Supplied material:
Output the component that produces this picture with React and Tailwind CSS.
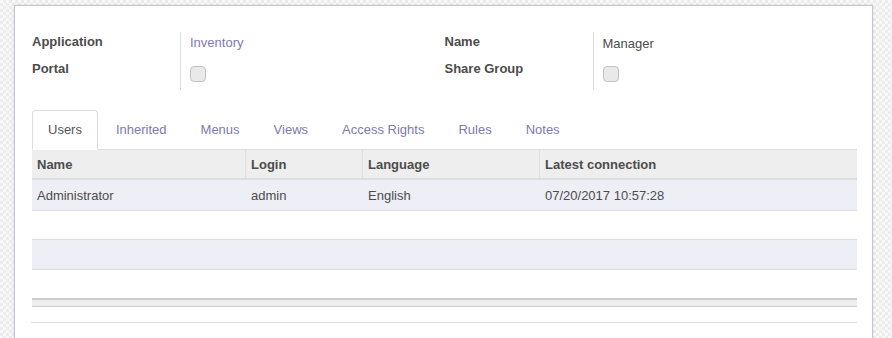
import React from "react";

const font = "font-['Liberation_Sans',Arial,sans-serif]";

function Checkbox() {
  return (
    <div className="w-[16px] h-[16px] rounded-[4px] border border-[#c2c2c2] bg-[#e9e9e9]" />
  );
}

function Tab({ label, active }) {
  return (
    <div
      className={
        "px-[15px] py-[10px] leading-[18px] mr-[2px] -mb-px rounded-t-[4px] border " +
        (active
          ? "border-[#dddddd] border-b-white bg-white text-[#555555]"
          : "border-transparent text-[#7c7bad]")
      }
    >
      {label}
    </div>
  );
}

const cols = "grid grid-cols-[213px_117px_177px_1fr]";

export default function App() {
  const rows = [
    { bg: "bg-[#eeeef7]", h: "h-[31px]", cells: ["Administrator", "admin", "English", "07/20/2017 10:57:28"] },
    { bg: "bg-white", h: "h-[29px]", cells: ["", "", "", ""] },
    { bg: "bg-[#eeeef7]", h: "h-[30px]", cells: ["", "", "", ""] },
    { bg: "bg-white", h: "h-[28px]", cells: ["", "", "", ""], last: true },
  ];
  return (
    <div
      className={
        "h-[338px] w-[892px] overflow-hidden pt-[5px] text-[13px] text-[#4c4c4c] bg-[image:repeating-conic-gradient(#ececec_0%_25%,#f8f8f8_0%_50%)] bg-[length:6px_6px] " +
        font
      }
    >
      <div className="ml-[14px] w-[859px] h-[400px] bg-white border border-[#c6c6d2] shadow-[0_0_2px_rgba(0,0,0,0.12)] pt-[26px] pl-[17px] pr-[15px]">
        {/* Top group */}
        <div className="grid grid-cols-2">
          <div className="grid grid-cols-[148px_1fr] grid-rows-[26px_32px]">
            <div className="font-bold leading-[18px] pt-[1px]">Application</div>
            <div className="border-l border-[#dddddd] pl-[9px] pt-[2px] leading-[18px] text-[#7c7bad]">Inventory</div>
            <div className="font-bold leading-[18px] pt-[2px]">Portal</div>
            <div className="border-l border-[#dddddd] pl-[9px] pt-[8px]">
              <Checkbox />
            </div>
          </div>
          <div className="grid grid-cols-[148px_1fr] grid-rows-[26px_32px]">
            <div className="font-bold leading-[18px] pt-[1px]">Name</div>
            <div className="border-l border-[#dddddd] pl-[9px] pt-[3px] leading-[18px]">Manager</div>
            <div className="font-bold leading-[18px] pt-[2px]">Share Group</div>
            <div className="border-l border-[#dddddd] pl-[9px] pt-[8px]">
              <Checkbox />
            </div>
          </div>
        </div>

        {/* Tabs */}
        <div className="mt-[20px] flex border-b border-[#dddddd]">
          <Tab label="Users" active />
          <Tab label="Inherited" />
          <Tab label="Menus" />
          <Tab label="Views" />
          <Tab label="Access Rights" />
          <Tab label="Rules" />
          <Tab label="Notes" />
        </div>

        {/* Table */}
        <div>
          <div className={cols + " h-[30px] bg-[#eeeeee] border-b-2 border-[#dddddd] font-bold leading-[18px]"}>
            <div className="pl-[5px] pt-[6px]">Name</div>
            <div className="border-l border-[#dedede] pl-[5px] pt-[6px]">Login</div>
            <div className="border-l border-[#dedede] pl-[5px] pt-[6px]">Language</div>
            <div className="border-l border-[#dedede] pl-[5px] pt-[6px]">Latest connection</div>
          </div>
          {rows.map((r, i) => (
            <div
              key={i}
              className={
                cols + " " + r.h + " " + r.bg + " leading-[18px] " + (r.last ? "" : "border-b border-[#dddddd]")
              }
            >
              {r.cells.map((c, j) => (
                <div
                  key={j}
                  className={(j > 0 ? "border-l border-transparent " : "") + "pl-[5px] pt-[7px]"}
                >
                  {c}
                </div>
              ))}
            </div>
          ))}
          <div className="h-[9px] bg-[#eeeeee] border-t-2 border-b border-[#cccccc]" />
          <div className="mt-[15px] -ml-px border-t border-[#dddddd]" />
        </div>
      </div>
    </div>
  );
}
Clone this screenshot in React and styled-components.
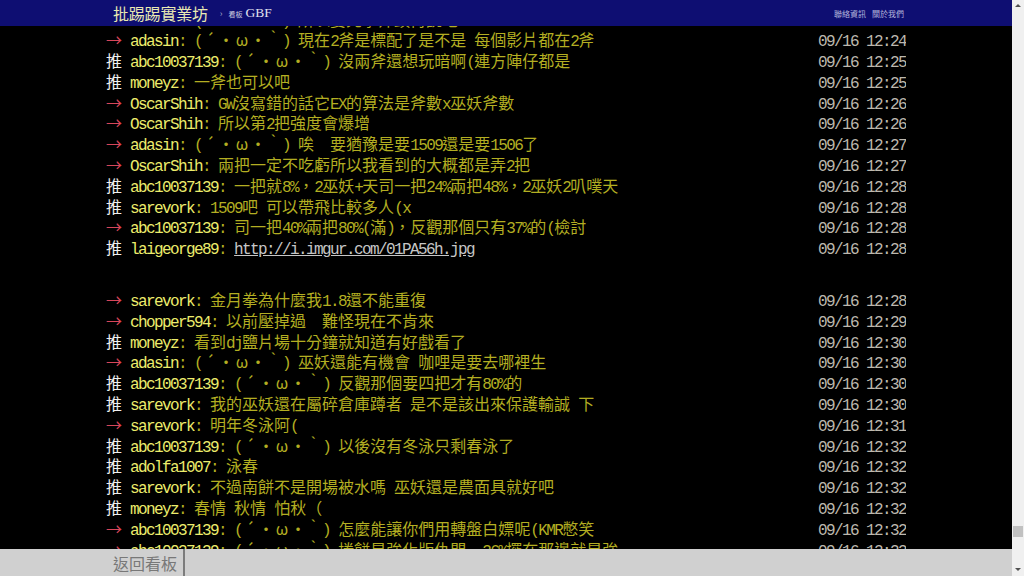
import React from 'react';
import styled, { createGlobalStyle } from 'styled-components';

const GlobalStyle = createGlobalStyle`
  html, body {
    margin: 0;
    padding: 0;
    height: 100%;
    overflow: hidden;
    background: #000;
  }
  body {
    font-family: "Noto Sans CJK TC", "Liberation Sans", sans-serif;
  }
`;

const Shell = styled.div`
  display: flex;
  width: 100vw;
  height: 100vh;
`;

const Page = styled.div`
  flex: 1;
  position: relative;
  overflow: hidden;
  background: #000;
`;

// header and footer are fixed bars laid over the scrolled screen
const TopBar = styled.header`
  position: absolute;
  top: 0;
  left: 0;
  right: 0;
  height: 26px;
  background: #0e0e72;
  z-index: 2;
`;

const BarInner = styled.div`
  width: 800px;
  height: 100%;
  margin: 0 auto;
  display: flex;
  align-items: center;
`;

const Logo = styled.a`
  margin-left: 7px;
  font-size: 16px;
  line-height: 1;
  color: #e9e9b2;
  letter-spacing: -0.2px;
  text-decoration: none;
`;

const Crumb = styled.span`
  margin: 0 6px 0 12px;
  font-size: 9px;
  color: #a8a8c8;
`;

const BoardLink = styled.a`
  display: flex;
  align-items: baseline;
  gap: 3px;
  color: #e0e0ee;
  text-decoration: none;
`;

const BoardLabel = styled.span`
  font-size: 7px;
  color: #d0d0e0;
`;

const BoardName = styled.span`
  font-family: "Liberation Serif", serif;
  font-size: 13.5px;
`;

const NavLinks = styled.nav`
  margin-left: auto;
  margin-right: 2px;
  display: flex;
  gap: 6px;
`;

const NavLink = styled.a`
  font-size: 8px;
  color: #b4b4dc;
  text-decoration: none;
`;

const Screen = styled.main`
  width: 800px;
  margin: 0 auto;
  padding-top: 8.5px;
  font-size: 16px;
  line-height: 20.8px;
  white-space: pre;
`;

const Row = styled.div`
  display: flex;
  height: 20.8px;
  overflow: hidden;
`;

const Line = styled.span`
  flex: 1;
`;

const Tag = styled.span`
  color: ${p => (p.$kind === 'push' ? '#f0f0f0' : '#d8465a')};
`;

const UserId = styled.span`
  color: #ecec6c;
`;

const Content = styled.span`
  color: #b3ae22;
`;

const Link = styled.a`
  color: #c6c6c6;
  text-decoration: underline;
`;

const Time = styled.span`
  color: #bdb8ae;
`;

// ascii runs sit on the half-width terminal grid (0.5em per char)
const Half = styled.span`
  font-family: "Liberation Mono", monospace;
  letter-spacing: -0.1em;
`;

// symbols that are narrow in the CJK font but take a full cell on the bbs
const Cell = styled.span`
  display: inline-block;
  width: 1em;
  text-align: center;
`;

const RichContent = styled.div`
  height: 31px;
`;

const BottomBar = styled.footer`
  position: absolute;
  left: 0;
  right: 0;
  bottom: 0;
  height: 27px;
  background: #d0d0d0;
  z-index: 2;
`;

const BackLink = styled.a`
  display: flex;
  align-items: center;
  height: 100%;
  padding: 0 6px 0 7px;
  border-right: 2px solid #7c7c7c;
  font-size: 16px;
  color: #787878;
  text-decoration: none;
`;

const Scrollbar = styled.aside`
  position: relative;
  width: 12px;
  height: 100vh;
  background: #f0f0f0;
`;

const Arrow = styled.span`
  position: absolute;
  left: 3px;
  width: 0;
  height: 0;
  border-left: 3px solid transparent;
  border-right: 3px solid transparent;
  ${p => (p.$dir === 'up'
    ? 'top: 4px; border-bottom: 3px solid #505050;'
    : 'bottom: 5px; border-top: 3px solid #505050;')}
`;

const Thumb = styled.span`
  position: absolute;
  left: 1px;
  right: 1px;
  top: 526px;
  height: 11px;
  background: #c1c1c1;
`;

const GRID = /([\x20-\x7e]+|[´ω→])/;

function cells(text) {
  return text.split(GRID).filter(Boolean).map((part, i) => {
    if (/^[\x20-\x7e]+$/.test(part)) return <Half key={i}>{part}</Half>;
    if (/^[´ω→]$/.test(part)) return <Cell key={i}>{part}</Cell>;
    return <React.Fragment key={i}>{part}</React.Fragment>;
  });
}

const KAO = '(´・ω・｀) ';

const pushes = [
  { tag: 'arrow', user: 'adasin', text: KAO + '所以要先拿斧頭再說吧', time: '09/16 12:24' },
  { tag: 'arrow', user: 'adasin', text: KAO + '現在2斧是標配了是不是 每個影片都在2斧', time: '09/16 12:24' },
  { tag: 'push', user: 'abc10037139', text: KAO + '沒兩斧還想玩暗啊(連方陣仔都是', time: '09/16 12:25' },
  { tag: 'push', user: 'moneyz', text: '一斧也可以吧', time: '09/16 12:25' },
  { tag: 'arrow', user: 'OscarShih', text: 'GW沒寫錯的話它EX的算法是斧數x巫妖斧數', time: '09/16 12:26' },
  { tag: 'arrow', user: 'OscarShih', text: '所以第2把強度會爆增', time: '09/16 12:26' },
  { tag: 'arrow', user: 'adasin', text: KAO + '唉　要猶豫是要1509還是要1506了', time: '09/16 12:27' },
  { tag: 'arrow', user: 'OscarShih', text: '兩把一定不吃虧所以我看到的大概都是弄2把', time: '09/16 12:27' },
  { tag: 'push', user: 'abc10037139', text: '一把就8%，2巫妖+天司一把24%兩把48%，2巫妖2叭噗天', time: '09/16 12:28' },
  { tag: 'push', user: 'sarevork', text: '1509吧 可以帶飛比較多人(x', time: '09/16 12:28' },
  { tag: 'arrow', user: 'abc10037139', text: '司一把40%兩把80%(滿)，反觀那個只有37%的(檢討', time: '09/16 12:28' },
  { tag: 'push', user: 'laigeorge89', link: 'http://i.imgur.com/01PA56h.jpg', time: '09/16 12:28' },
  { tag: 'arrow', user: 'sarevork', text: '金月拳為什麼我1.8還不能重復', time: '09/16 12:28' },
  { tag: 'arrow', user: 'chopper594', text: '以前壓掉過　難怪現在不肯來', time: '09/16 12:29' },
  { tag: 'push', user: 'moneyz', text: '看到dj鹽片場十分鐘就知道有好戲看了', time: '09/16 12:30' },
  { tag: 'arrow', user: 'adasin', text: KAO + '巫妖還能有機會 咖哩是要去哪裡生', time: '09/16 12:30' },
  { tag: 'push', user: 'abc10037139', text: KAO + '反觀那個要四把才有80%的', time: '09/16 12:30' },
  { tag: 'push', user: 'sarevork', text: '我的巫妖還在屬碎倉庫蹲者 是不是該出來保護輸誠 下', time: '09/16 12:30' },
  { tag: 'arrow', user: 'sarevork', text: '明年冬泳阿(', time: '09/16 12:31' },
  { tag: 'push', user: 'abc10037139', text: KAO + '以後沒有冬泳只剩春泳了', time: '09/16 12:32' },
  { tag: 'push', user: 'adolfa1007', text: '泳春', time: '09/16 12:32' },
  { tag: 'push', user: 'sarevork', text: '不過南餅不是開場被水嗎 巫妖還是農面具就好吧', time: '09/16 12:32' },
  { tag: 'push', user: 'moneyz', text: '春情 秋情 怕秋（', time: '09/16 12:32' },
  { tag: 'arrow', user: 'abc10037139', text: KAO + '怎麼能讓你們用轉盤白嫖呢(KMR憋笑', time: '09/16 12:32' },
  { tag: 'arrow', user: 'abc10037139', text: KAO + '捲餅是強化版仇問　36%擺在那邊就是強', time: '09/16 12:33' },
];

const Push = ({ push }) => (
  <Row>
    <Line>
      <Tag $kind={push.tag}>{cells(push.tag === 'push' ? '推 ' : '→ ')}</Tag>
      <UserId>{cells(push.user)}</UserId>
      <Content>
        {cells(': ')}
        {push.link ? <Link href="#">{cells(push.link)}</Link> : cells(push.text)}
      </Content>
    </Line>
    <Time>{cells(push.time)}</Time>
  </Row>
);

const App = () => {
  return (
    <Shell>
      <GlobalStyle />
      <Page>
        <TopBar>
          <BarInner>
            <Logo href="#">批踢踢實業坊</Logo>
            <Crumb>›</Crumb>
            <BoardLink href="#">
              <BoardLabel>看板</BoardLabel>
              <BoardName>GBF</BoardName>
            </BoardLink>
            <NavLinks>
              <NavLink href="#">聯絡資訊</NavLink>
              <NavLink href="#">關於我們</NavLink>
            </NavLinks>
          </BarInner>
        </TopBar>

        <Screen>
          {pushes.slice(0, 12).map((p, i) => <Push key={i} push={p} />)}
          <RichContent />
          {pushes.slice(12).map((p, i) => <Push key={i + 12} push={p} />)}
        </Screen>

        <BottomBar>
          <BarInner>
            <BackLink href="#">返回看板</BackLink>
          </BarInner>
        </BottomBar>
      </Page>
      <Scrollbar>
        <Arrow $dir="up" />
        <Thumb />
        <Arrow $dir="down" />
      </Scrollbar>
    </Shell>
  );
};

export default App;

Short exercise:
Only lines with the word "React" should be collected from the material.

Expected answer:
Output the component that produces this picture with React and Tailwind CSS.
import React from "react";
Clone this screenshot in React and styled-components.
import React from 'react';
    return <React.Fragment key={i}>{part}</React.Fragment>;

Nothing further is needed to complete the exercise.